Author Wright Thompson on the magic of traveling to a Mississippi institution

Photo: Wes Frazer


I’m writing about a restaurant named Lusco’s from memory, and what I always remember first is the color of the light, the way it glows there, gold and filtered and fading. Located in a brick storefront in downtown Greenwood, Lusco’s remains the spiritual home of the Mississippi Delta. Most of the blues aficionados, foreign tourists, and Ivy League social justice warriors don’t really understand where they’re going when they drop down out of the Memphis bluffs on Highway 61. To me, the only way to really see the Delta is to ignore the quixotic attempts at rebirth and look instead for a place that should be dead and yet survives.

Photo: Wes Frazer

A look inside Lusco’s, a Mississippi Delta institution.

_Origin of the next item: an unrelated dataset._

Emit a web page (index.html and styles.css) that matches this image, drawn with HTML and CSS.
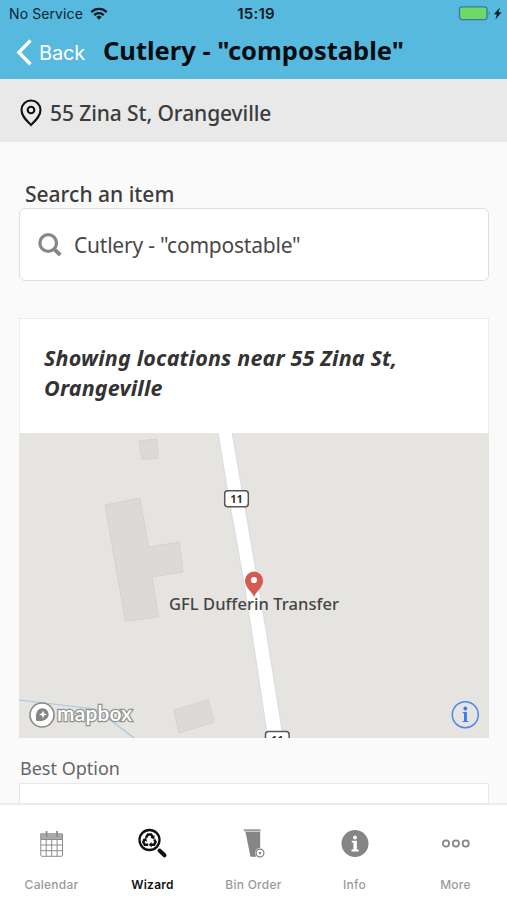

An Italian American family has run Lusco’s for five generations, first arriving in this country at the turn of the last century, part of a huge migration of Sicilians fleeing the unification of Italy. They came chasing work. The Delta’s entire reason for being—the promise that first brought the Lusco family here—no longer really exists, with cotton prices so low that some old-line cotton farmers don’t even plant the stuff. The descendants of those who worked for free as the enslaved, and then nearly for free as sharecroppers, remain, almost as if they’ve been shipwrecked. The landowners are shipwrecked, too, in a much more comfortable way, their inheritance impossible to move. Everyone who can leave has left. It’s the natural order of things. People come to a new place for work, and those who stay when the work leaves end up stagnant and forgotten and lost. Every problem plaguing the Delta was born from either that work or the disappearance of it.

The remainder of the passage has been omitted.